------ RECORDS FOR THIS TASK

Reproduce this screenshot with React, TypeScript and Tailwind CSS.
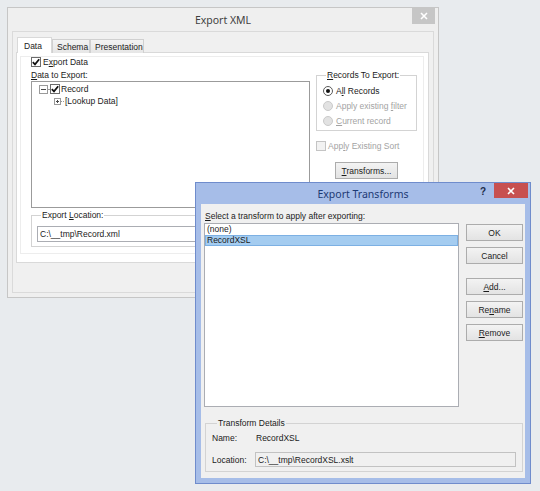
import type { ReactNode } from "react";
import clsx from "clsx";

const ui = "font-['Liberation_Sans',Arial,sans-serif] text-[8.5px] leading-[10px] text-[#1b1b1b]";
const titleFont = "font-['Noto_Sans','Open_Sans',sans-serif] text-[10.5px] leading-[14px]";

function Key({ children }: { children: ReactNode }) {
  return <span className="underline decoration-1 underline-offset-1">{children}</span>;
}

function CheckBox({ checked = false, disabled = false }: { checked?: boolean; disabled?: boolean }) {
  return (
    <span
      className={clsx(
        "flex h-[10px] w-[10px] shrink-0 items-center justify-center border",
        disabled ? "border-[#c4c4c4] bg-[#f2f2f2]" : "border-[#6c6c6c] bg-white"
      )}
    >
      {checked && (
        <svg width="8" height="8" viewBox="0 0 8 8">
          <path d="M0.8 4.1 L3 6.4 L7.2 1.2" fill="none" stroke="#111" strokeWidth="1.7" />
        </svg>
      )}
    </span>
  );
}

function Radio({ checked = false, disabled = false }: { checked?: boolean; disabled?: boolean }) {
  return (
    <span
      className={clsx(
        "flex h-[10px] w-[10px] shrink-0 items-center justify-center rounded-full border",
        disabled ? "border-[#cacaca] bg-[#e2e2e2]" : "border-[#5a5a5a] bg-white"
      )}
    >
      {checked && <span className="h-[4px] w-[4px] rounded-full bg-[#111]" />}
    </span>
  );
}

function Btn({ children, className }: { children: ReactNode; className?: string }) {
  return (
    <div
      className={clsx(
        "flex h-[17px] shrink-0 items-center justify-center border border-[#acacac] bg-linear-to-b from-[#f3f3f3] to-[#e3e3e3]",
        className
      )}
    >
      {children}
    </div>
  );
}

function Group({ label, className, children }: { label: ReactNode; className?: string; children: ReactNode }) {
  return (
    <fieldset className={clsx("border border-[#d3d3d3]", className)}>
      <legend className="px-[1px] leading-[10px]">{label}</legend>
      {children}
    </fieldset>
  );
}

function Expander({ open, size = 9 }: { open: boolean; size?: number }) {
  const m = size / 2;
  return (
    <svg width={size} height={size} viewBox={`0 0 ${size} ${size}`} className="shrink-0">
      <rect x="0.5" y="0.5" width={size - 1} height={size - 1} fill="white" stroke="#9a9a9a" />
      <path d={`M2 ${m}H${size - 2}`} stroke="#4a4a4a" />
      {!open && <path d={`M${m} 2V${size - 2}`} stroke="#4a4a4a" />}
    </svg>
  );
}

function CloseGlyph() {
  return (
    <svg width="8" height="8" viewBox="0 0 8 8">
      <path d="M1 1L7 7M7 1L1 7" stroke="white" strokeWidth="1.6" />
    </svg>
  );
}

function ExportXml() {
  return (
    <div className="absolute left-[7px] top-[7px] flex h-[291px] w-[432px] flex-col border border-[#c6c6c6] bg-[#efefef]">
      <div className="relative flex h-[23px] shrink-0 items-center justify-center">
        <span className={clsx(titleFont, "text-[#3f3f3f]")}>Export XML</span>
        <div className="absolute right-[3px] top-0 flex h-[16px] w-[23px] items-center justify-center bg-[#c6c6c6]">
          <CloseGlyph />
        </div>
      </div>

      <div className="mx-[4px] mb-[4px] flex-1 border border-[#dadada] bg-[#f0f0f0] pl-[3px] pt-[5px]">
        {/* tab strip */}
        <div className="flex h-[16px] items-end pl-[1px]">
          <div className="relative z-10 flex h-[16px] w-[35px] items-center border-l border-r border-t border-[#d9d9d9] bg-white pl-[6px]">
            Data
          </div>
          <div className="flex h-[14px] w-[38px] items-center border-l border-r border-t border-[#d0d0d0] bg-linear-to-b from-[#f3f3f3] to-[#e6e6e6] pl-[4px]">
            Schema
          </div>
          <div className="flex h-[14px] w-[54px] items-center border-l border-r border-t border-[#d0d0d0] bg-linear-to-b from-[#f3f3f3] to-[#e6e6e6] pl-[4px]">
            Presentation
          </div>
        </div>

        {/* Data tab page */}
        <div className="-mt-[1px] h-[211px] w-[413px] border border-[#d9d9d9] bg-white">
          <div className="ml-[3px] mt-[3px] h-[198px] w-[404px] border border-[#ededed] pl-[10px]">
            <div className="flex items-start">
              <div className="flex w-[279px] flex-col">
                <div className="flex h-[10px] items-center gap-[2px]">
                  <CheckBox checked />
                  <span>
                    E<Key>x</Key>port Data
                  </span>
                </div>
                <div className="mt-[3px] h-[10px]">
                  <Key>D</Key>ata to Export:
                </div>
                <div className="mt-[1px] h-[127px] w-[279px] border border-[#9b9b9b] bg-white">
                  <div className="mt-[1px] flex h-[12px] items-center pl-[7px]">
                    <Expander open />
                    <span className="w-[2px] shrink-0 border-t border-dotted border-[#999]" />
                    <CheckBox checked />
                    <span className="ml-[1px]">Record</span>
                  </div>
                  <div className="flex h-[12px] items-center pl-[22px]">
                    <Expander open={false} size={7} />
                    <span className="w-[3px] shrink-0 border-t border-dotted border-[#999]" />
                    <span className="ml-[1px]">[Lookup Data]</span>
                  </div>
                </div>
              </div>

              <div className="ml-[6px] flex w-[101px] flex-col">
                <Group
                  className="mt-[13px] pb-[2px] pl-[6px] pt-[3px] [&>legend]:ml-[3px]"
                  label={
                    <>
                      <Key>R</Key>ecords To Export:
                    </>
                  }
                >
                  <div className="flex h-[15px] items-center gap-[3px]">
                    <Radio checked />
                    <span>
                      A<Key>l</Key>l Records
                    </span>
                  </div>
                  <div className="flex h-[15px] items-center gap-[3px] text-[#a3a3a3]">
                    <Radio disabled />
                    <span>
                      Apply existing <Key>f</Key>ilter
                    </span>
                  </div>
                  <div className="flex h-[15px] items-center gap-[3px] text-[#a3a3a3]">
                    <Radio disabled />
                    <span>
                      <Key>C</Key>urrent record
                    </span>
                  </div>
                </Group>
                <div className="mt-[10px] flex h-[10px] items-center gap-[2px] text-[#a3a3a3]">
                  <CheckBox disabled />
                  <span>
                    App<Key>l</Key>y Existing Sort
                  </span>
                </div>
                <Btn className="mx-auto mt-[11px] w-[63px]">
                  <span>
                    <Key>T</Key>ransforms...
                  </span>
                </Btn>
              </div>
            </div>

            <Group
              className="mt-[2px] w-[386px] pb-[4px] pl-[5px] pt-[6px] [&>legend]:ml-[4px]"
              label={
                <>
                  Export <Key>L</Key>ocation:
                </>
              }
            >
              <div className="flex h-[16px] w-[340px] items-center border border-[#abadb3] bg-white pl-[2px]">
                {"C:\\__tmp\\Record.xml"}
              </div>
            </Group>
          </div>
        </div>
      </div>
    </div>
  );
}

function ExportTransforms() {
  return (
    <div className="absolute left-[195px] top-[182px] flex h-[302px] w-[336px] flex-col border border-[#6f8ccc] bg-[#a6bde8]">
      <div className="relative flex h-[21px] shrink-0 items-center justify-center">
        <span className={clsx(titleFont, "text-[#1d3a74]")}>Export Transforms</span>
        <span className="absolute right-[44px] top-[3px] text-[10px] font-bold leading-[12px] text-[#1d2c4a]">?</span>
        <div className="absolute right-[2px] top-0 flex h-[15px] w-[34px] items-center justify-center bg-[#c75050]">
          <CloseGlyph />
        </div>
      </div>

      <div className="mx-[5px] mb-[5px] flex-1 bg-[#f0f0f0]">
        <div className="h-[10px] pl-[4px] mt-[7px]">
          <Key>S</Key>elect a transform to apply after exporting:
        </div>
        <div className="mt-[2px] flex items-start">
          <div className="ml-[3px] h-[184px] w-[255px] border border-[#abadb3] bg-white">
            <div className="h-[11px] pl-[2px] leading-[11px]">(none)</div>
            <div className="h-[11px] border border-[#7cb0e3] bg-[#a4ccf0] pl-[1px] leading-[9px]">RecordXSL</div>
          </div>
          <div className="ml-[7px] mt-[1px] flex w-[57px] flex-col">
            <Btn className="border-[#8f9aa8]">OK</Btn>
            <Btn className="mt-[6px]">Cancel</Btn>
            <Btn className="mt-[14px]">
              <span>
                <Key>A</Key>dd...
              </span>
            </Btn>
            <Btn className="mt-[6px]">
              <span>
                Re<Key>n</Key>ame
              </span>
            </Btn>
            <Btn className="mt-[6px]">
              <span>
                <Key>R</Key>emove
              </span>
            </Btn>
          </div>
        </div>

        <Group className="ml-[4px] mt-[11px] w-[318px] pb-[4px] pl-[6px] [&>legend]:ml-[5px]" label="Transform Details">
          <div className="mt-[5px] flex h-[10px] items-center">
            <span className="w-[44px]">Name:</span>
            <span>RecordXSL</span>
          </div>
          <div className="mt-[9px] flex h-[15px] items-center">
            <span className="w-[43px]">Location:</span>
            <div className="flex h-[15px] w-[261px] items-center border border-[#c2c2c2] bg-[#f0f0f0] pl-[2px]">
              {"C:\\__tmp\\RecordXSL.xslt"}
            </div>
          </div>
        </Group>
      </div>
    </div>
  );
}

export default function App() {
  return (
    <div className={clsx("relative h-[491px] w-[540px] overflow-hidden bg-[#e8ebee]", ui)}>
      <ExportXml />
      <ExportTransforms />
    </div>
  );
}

------------
------ RECORDS FOR THIS TASK

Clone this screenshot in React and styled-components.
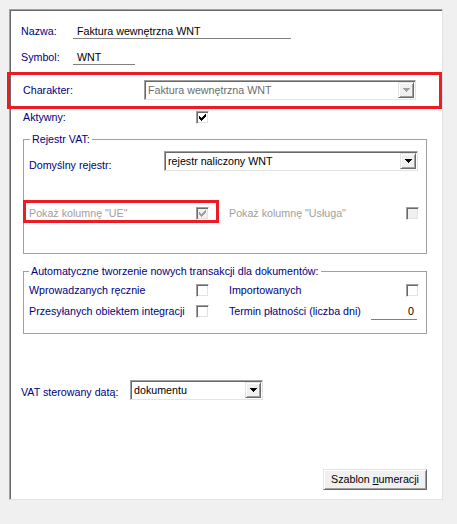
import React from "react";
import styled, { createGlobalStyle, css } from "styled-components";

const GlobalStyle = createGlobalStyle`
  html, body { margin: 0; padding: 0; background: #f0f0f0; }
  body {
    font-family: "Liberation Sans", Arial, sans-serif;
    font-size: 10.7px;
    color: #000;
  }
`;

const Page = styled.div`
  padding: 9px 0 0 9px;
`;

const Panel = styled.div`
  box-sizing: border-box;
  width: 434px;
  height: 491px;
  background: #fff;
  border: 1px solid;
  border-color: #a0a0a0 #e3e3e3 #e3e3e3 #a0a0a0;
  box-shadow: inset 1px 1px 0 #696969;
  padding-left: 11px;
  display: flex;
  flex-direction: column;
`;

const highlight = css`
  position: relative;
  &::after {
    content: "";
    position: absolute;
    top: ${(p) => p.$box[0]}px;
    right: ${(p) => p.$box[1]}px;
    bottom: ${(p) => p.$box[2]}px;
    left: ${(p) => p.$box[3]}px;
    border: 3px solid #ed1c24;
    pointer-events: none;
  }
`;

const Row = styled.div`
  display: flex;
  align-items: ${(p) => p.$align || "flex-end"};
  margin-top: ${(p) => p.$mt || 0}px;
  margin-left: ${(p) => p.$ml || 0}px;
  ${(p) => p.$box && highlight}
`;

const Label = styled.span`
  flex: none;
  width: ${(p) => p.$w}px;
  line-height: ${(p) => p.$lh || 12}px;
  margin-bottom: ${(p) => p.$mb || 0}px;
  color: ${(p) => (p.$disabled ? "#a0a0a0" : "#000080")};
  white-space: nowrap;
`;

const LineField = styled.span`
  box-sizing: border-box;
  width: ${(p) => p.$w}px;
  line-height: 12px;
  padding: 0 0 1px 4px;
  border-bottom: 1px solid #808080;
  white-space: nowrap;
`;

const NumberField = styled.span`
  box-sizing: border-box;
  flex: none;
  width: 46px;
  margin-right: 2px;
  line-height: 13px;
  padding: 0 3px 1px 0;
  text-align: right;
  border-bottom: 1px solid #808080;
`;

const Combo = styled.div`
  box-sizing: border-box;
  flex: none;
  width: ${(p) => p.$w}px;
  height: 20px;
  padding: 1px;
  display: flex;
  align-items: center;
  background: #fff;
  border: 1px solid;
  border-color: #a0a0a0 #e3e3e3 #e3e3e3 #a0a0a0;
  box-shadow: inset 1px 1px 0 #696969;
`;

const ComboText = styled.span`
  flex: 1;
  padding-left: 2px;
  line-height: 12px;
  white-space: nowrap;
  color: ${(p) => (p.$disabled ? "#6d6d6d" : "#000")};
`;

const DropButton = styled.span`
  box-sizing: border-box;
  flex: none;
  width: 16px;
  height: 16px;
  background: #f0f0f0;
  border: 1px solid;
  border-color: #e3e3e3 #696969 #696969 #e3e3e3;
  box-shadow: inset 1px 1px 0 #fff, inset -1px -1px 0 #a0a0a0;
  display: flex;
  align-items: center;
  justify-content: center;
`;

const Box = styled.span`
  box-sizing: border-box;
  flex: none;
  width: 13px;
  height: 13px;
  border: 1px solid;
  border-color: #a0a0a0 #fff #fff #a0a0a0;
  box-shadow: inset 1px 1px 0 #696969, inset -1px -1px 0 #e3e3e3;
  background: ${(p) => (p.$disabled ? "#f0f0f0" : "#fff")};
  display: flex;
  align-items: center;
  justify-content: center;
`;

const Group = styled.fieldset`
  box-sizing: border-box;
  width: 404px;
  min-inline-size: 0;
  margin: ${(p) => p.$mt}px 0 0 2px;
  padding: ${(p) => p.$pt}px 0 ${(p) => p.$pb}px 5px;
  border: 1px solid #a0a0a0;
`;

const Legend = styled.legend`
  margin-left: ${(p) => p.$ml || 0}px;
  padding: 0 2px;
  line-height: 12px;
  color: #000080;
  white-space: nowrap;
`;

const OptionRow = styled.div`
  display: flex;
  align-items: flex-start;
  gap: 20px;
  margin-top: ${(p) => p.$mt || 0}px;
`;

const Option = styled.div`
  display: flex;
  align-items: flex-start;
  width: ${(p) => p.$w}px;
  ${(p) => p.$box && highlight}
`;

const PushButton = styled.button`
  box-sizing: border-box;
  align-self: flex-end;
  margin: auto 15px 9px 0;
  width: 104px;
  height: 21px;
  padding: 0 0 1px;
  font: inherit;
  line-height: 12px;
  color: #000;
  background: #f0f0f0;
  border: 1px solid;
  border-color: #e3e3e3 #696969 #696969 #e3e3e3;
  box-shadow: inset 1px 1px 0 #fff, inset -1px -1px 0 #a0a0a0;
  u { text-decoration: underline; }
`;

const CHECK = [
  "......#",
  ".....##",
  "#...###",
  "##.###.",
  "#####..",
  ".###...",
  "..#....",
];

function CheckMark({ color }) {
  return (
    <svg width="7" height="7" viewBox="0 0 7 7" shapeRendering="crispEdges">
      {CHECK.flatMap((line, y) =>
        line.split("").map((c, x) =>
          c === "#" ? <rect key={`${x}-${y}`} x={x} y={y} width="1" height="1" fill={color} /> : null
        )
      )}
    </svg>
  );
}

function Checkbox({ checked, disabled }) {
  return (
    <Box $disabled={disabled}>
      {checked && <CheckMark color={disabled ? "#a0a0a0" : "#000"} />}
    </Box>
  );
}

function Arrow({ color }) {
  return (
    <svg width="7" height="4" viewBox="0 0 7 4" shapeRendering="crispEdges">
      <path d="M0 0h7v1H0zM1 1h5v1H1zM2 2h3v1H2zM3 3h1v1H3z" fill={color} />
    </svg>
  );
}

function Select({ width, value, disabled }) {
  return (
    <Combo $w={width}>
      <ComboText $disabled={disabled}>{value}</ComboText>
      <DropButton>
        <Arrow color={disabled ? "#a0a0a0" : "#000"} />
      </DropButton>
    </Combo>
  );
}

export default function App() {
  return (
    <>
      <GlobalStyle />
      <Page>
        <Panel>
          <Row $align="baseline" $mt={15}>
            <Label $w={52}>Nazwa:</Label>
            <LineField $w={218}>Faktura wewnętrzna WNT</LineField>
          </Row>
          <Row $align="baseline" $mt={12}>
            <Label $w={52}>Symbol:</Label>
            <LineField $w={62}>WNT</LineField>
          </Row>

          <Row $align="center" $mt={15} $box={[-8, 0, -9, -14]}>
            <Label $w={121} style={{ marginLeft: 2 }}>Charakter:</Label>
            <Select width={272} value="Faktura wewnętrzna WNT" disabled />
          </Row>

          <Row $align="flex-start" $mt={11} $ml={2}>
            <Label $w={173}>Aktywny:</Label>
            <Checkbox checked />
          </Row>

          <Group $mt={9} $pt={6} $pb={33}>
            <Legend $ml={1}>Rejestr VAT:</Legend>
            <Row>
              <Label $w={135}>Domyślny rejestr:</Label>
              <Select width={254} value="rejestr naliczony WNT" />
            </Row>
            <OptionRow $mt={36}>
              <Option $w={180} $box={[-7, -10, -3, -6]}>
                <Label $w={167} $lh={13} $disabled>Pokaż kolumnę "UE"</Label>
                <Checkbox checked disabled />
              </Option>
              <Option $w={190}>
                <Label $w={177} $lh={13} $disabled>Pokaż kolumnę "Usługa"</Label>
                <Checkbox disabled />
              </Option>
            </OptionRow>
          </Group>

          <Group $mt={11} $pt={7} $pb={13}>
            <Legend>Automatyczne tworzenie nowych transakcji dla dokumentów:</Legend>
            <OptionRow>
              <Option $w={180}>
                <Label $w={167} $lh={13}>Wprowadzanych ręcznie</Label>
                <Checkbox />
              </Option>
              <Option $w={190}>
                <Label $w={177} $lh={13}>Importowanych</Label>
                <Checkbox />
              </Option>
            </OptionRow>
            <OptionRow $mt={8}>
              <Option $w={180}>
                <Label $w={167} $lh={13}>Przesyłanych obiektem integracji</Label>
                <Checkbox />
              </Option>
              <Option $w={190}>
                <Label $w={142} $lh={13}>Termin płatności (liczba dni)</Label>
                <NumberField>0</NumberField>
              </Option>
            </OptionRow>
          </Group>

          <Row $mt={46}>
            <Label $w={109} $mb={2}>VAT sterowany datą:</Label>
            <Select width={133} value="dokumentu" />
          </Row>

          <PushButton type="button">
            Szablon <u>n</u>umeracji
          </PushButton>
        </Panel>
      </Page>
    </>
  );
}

------------
------ RECORDS FOR THIS TASK

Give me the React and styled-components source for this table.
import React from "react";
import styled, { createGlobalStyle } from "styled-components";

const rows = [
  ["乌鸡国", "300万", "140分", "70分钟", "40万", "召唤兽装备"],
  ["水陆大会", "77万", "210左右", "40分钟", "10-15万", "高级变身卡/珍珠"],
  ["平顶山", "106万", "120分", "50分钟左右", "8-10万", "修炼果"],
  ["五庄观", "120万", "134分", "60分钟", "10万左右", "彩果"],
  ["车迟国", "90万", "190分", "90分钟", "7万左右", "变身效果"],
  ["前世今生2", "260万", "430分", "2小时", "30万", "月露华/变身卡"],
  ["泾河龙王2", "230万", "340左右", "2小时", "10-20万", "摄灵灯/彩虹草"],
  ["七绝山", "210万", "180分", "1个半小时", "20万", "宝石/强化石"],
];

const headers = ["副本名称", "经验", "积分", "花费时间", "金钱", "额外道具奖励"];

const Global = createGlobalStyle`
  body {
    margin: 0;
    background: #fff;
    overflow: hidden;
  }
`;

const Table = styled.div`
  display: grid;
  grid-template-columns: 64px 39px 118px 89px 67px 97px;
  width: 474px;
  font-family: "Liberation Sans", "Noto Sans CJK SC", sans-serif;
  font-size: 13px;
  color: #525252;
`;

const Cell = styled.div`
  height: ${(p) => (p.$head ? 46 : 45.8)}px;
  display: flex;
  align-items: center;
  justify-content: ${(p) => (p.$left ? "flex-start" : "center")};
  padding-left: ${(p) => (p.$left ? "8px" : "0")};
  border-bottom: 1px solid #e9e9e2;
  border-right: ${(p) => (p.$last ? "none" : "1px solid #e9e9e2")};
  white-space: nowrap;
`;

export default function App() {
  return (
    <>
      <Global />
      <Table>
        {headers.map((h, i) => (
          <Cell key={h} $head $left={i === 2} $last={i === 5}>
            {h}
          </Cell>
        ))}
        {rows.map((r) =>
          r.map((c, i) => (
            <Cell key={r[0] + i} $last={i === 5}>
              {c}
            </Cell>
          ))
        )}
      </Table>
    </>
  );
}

------------

Go through the records and copy each line with "screenshot" in it.

◆ **FINAL RESULT**
Reproduce this screenshot with React, TypeScript and Tailwind CSS.
Clone this screenshot in React and styled-components.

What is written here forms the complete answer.